L’ESSERE PERSONAGGIO
“Ho gli occhi pesti perché ho fatto a botte, ma tranquilli ho vinto io”, “non pago le donne per venire a letto con me, le pago per andare via”: Safin in conferenza era un’improvvisa ventata di ironia e intelligenza profonda. Non condivideva con il mondo l’esperienza del campo, ma le esperienze di vita. C’è la la festa di compleanno la sera prima della finale a Melbourne? Pazienza, vorrà dire che l’Australian Open lo vincerà Tomas Johansson. Mecir, addirittura, certe volte non si presentava nemmeno agli appuntamenti importanti. Era finalmente in forma, libero dai ripetuti problemi fisici che l’avrebbero costretto ad abbandonare precocemente il tennis. Ma se ne stava là, impegnato sulla riva di un fiume con la lenza e l’amo, nel corso di una paziente giornata di pesca, la sua grande passione. Che poi, non sono mica titoli e onori a fare la felicità. Quando diventò n° 1 al mondo, Rios venne invitato a dal Presidente cileno a Palazzo; ci arrivó in T-Shirt e pantaloni corti, in tipico abbigliamento da spiaggia, con quella faccia un po’ cosi’ tra il triste e l’annoiato. “Marcelo, vuoi dire qualcosa alla gente?” e lui “No, non voglio dire nulla”.
LA COMPLESSITA’ CARATTERIALE
Più matto di un cavallo matto. Ivanisevic portava a casa il game perfetto con una sfilza di ace e poi frantumava le racchette, quasi godesse a farsi del male. Tra attacchi kamikaze e crisi isteriche si è inflitto delusioni a ripetizione che hanno reso mitico, pero’, l’unico trionfo a Wimbledon nel 2001. Marat, invece, ce l’aveva coi monologhi: interi minuti di imprecazione contro se stesso, psicodrammi freudiani completamenti dimenticati una volta uscito dal campo. Il russo si perdonava l’ incompiutezza tennistica con una cura a base di caviale, champagne e Safinette. “Se solo avesse avuto un’altra testa, se solo si fosse allenato di più…”; ma le partite buttate al vento non erano segno di disinteresse e superficialità.
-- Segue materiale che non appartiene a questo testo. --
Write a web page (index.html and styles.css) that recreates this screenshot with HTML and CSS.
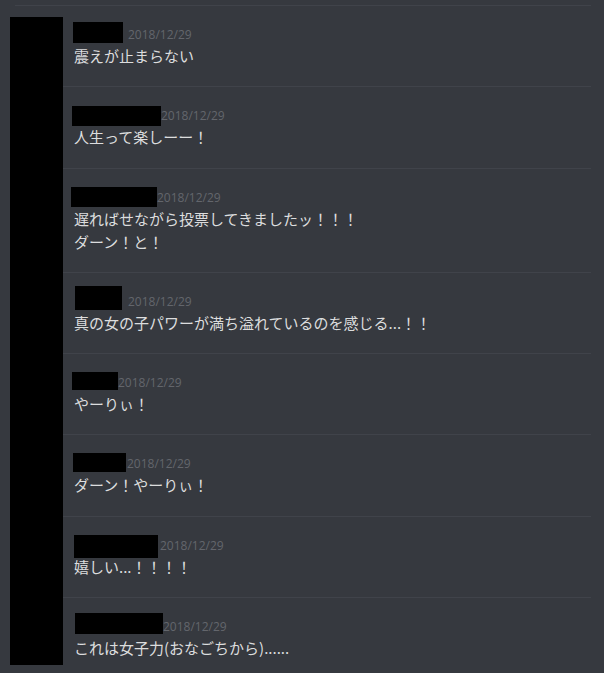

Safin, semplicemente, amava la vita più del tennis come suggeriva quel sorrisetto malizioso, perennemente stampato in volto. Rios, al contrario, era privo di gioia. Cercava di schivare media e fans come la peste. Negava gli autografi ai bambini, ma poi, se gli girava, regalava maglia, polsino e borsa al raccattapalle. Del tutto incapace di fingere, faceva solo ciò che gli piaceva, campo da tennis compreso. Colpiva a ruota libera e senza schemi. Per questo non è mai entrato nella classifica dei più grandi di sempre ma resterà sempre uno dei più grandi, fuori classifica.